# [REQUIRED WORK]
Transcribe the listing in full, excluding any pictures.

# [RAW DATA]
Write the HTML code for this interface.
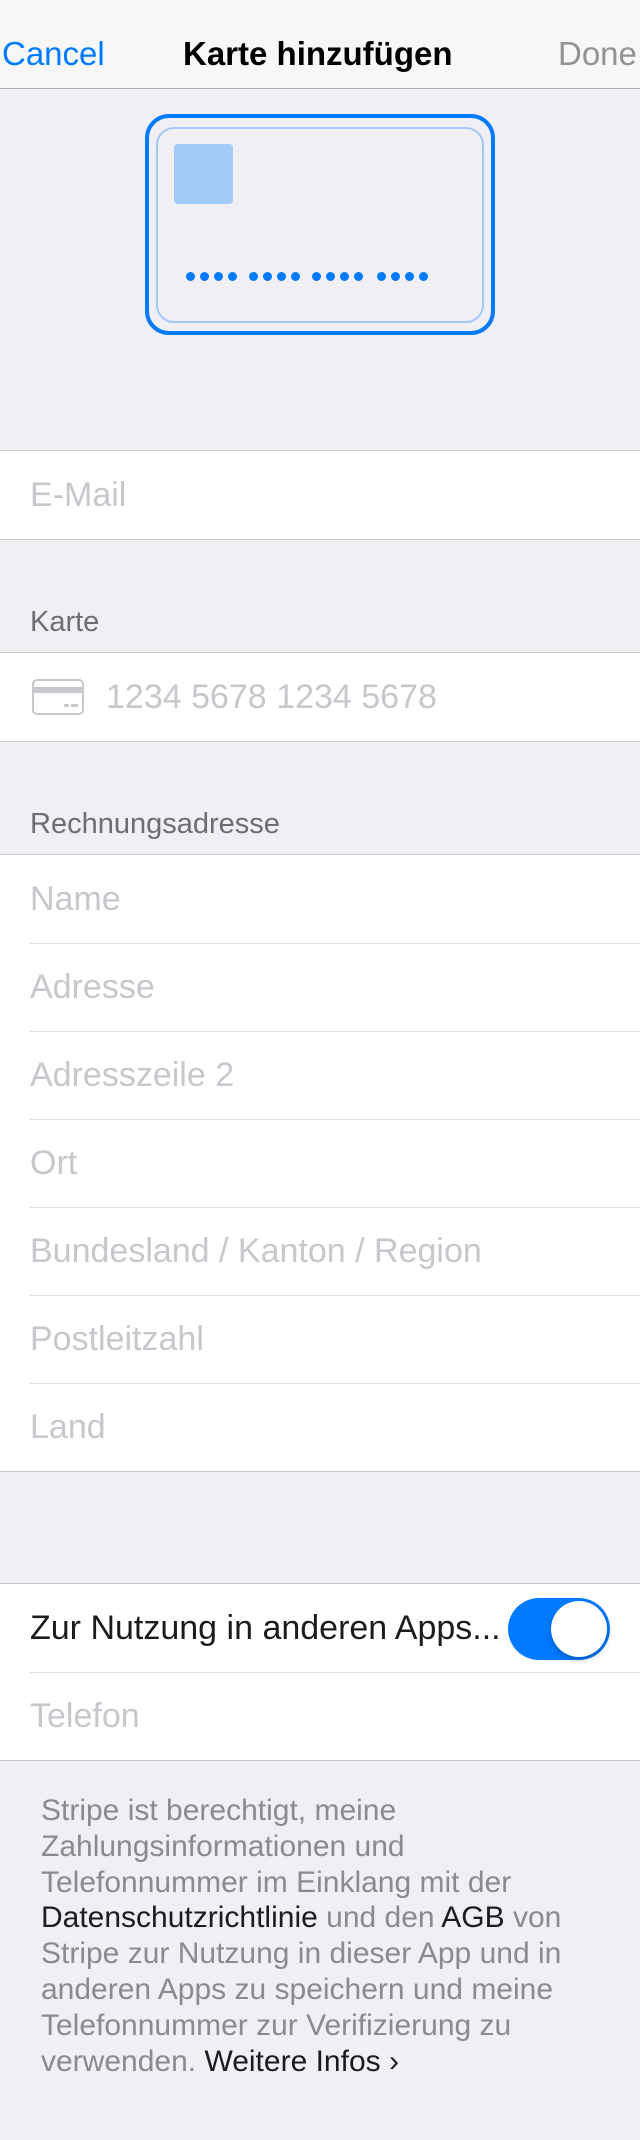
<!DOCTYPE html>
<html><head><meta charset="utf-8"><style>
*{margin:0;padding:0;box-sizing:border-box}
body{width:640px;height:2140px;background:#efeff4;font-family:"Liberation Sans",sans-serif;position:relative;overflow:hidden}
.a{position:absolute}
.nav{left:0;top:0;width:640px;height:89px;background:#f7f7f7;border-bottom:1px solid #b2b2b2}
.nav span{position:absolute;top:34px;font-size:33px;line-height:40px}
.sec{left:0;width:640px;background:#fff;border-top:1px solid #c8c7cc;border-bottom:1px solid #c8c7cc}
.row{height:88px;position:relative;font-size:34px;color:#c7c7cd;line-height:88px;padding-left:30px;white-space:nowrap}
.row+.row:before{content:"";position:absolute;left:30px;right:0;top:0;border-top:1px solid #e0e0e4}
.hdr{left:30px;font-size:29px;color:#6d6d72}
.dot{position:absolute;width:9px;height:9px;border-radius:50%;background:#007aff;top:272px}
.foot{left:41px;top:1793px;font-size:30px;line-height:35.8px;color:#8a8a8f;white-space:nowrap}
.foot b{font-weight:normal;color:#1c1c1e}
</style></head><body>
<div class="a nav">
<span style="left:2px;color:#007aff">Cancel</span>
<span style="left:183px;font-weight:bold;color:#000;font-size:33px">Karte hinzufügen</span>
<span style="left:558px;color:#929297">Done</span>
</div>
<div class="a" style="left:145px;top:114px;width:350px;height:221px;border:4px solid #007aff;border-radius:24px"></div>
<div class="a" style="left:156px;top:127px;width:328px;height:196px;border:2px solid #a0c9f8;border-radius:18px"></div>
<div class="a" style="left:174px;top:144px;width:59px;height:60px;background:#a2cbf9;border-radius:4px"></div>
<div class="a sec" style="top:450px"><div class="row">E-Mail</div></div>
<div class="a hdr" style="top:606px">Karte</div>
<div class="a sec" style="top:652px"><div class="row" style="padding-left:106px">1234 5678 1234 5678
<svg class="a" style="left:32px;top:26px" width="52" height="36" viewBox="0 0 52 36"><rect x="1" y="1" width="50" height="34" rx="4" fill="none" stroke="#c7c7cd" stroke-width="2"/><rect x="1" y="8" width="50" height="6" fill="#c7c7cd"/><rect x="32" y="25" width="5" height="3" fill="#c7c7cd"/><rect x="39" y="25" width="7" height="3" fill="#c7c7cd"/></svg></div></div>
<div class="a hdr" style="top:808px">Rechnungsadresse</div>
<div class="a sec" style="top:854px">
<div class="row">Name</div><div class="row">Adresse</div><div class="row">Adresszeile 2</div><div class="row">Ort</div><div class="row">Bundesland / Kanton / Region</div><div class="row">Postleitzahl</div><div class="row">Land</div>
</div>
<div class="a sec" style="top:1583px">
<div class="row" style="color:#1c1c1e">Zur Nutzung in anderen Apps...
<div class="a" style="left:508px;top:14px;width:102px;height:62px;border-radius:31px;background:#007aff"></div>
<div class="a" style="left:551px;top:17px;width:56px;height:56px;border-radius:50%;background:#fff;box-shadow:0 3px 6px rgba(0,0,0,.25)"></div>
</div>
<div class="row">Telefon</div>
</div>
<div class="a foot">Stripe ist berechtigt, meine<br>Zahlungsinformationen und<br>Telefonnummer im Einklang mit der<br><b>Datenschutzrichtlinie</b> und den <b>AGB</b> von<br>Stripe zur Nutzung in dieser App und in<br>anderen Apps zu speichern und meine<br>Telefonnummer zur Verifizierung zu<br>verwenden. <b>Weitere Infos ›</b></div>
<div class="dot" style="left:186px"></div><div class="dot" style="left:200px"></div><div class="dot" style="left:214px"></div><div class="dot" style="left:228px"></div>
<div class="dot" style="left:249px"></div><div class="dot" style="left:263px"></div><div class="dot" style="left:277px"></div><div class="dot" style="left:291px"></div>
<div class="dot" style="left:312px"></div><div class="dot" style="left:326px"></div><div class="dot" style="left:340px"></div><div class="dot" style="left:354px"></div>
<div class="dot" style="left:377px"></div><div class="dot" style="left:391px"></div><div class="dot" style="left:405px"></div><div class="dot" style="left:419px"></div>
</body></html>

# [SOLUTION TO THE PROBLEM]
Write the HTML code for this interface.
<!DOCTYPE html>
<html><head><meta charset="utf-8"><style>
*{margin:0;padding:0;box-sizing:border-box}
body{width:640px;height:2140px;background:#efeff4;font-family:"Liberation Sans",sans-serif;position:relative;overflow:hidden}
.a{position:absolute}
.nav{left:0;top:0;width:640px;height:89px;background:#f7f7f7;border-bottom:1px solid #b2b2b2}
.nav span{position:absolute;top:34px;font-size:33px;line-height:40px}
.sec{left:0;width:640px;background:#fff;border-top:1px solid #c8c7cc;border-bottom:1px solid #c8c7cc}
.row{height:88px;position:relative;font-size:34px;color:#c7c7cd;line-height:88px;padding-left:30px;white-space:nowrap}
.row+.row:before{content:"";position:absolute;left:30px;right:0;top:0;border-top:1px solid #e0e0e4}
.hdr{left:30px;font-size:29px;color:#6d6d72}
.dot{position:absolute;width:9px;height:9px;border-radius:50%;background:#007aff;top:272px}
.foot{left:41px;top:1793px;font-size:30px;line-height:35.8px;color:#8a8a8f;white-space:nowrap}
.foot b{font-weight:normal;color:#1c1c1e}
</style></head><body>
<div class="a nav">
<span style="left:2px;color:#007aff">Cancel</span>
<span style="left:183px;font-weight:bold;color:#000;font-size:33px">Karte hinzufügen</span>
<span style="left:558px;color:#929297">Done</span>
</div>
<div class="a" style="left:145px;top:114px;width:350px;height:221px;border:4px solid #007aff;border-radius:24px"></div>
<div class="a" style="left:156px;top:127px;width:328px;height:196px;border:2px solid #a0c9f8;border-radius:18px"></div>
<div class="a" style="left:174px;top:144px;width:59px;height:60px;background:#a2cbf9;border-radius:4px"></div>
<div class="a sec" style="top:450px"><div class="row">E-Mail</div></div>
<div class="a hdr" style="top:606px">Karte</div>
<div class="a sec" style="top:652px"><div class="row" style="padding-left:106px">1234 5678 1234 5678
<svg class="a" style="left:32px;top:26px" width="52" height="36" viewBox="0 0 52 36"><rect x="1" y="1" width="50" height="34" rx="4" fill="none" stroke="#c7c7cd" stroke-width="2"/><rect x="1" y="8" width="50" height="6" fill="#c7c7cd"/><rect x="32" y="25" width="5" height="3" fill="#c7c7cd"/><rect x="39" y="25" width="7" height="3" fill="#c7c7cd"/></svg></div></div>
<div class="a hdr" style="top:808px">Rechnungsadresse</div>
<div class="a sec" style="top:854px">
<div class="row">Name</div><div class="row">Adresse</div><div class="row">Adresszeile 2</div><div class="row">Ort</div><div class="row">Bundesland / Kanton / Region</div><div class="row">Postleitzahl</div><div class="row">Land</div>
</div>
<div class="a sec" style="top:1583px">
<div class="row" style="color:#1c1c1e">Zur Nutzung in anderen Apps...
<div class="a" style="left:508px;top:14px;width:102px;height:62px;border-radius:31px;background:#007aff"></div>
<div class="a" style="left:551px;top:17px;width:56px;height:56px;border-radius:50%;background:#fff;box-shadow:0 3px 6px rgba(0,0,0,.25)"></div>
</div>
<div class="row">Telefon</div>
</div>
<div class="a foot">Stripe ist berechtigt, meine<br>Zahlungsinformationen und<br>Telefonnummer im Einklang mit der<br><b>Datenschutzrichtlinie</b> und den <b>AGB</b> von<br>Stripe zur Nutzung in dieser App und in<br>anderen Apps zu speichern und meine<br>Telefonnummer zur Verifizierung zu<br>verwenden. <b>Weitere Infos ›</b></div>
<div class="dot" style="left:186px"></div><div class="dot" style="left:200px"></div><div class="dot" style="left:214px"></div><div class="dot" style="left:228px"></div>
<div class="dot" style="left:249px"></div><div class="dot" style="left:263px"></div><div class="dot" style="left:277px"></div><div class="dot" style="left:291px"></div>
<div class="dot" style="left:312px"></div><div class="dot" style="left:326px"></div><div class="dot" style="left:340px"></div><div class="dot" style="left:354px"></div>
<div class="dot" style="left:377px"></div><div class="dot" style="left:391px"></div><div class="dot" style="left:405px"></div><div class="dot" style="left:419px"></div>
</body></html>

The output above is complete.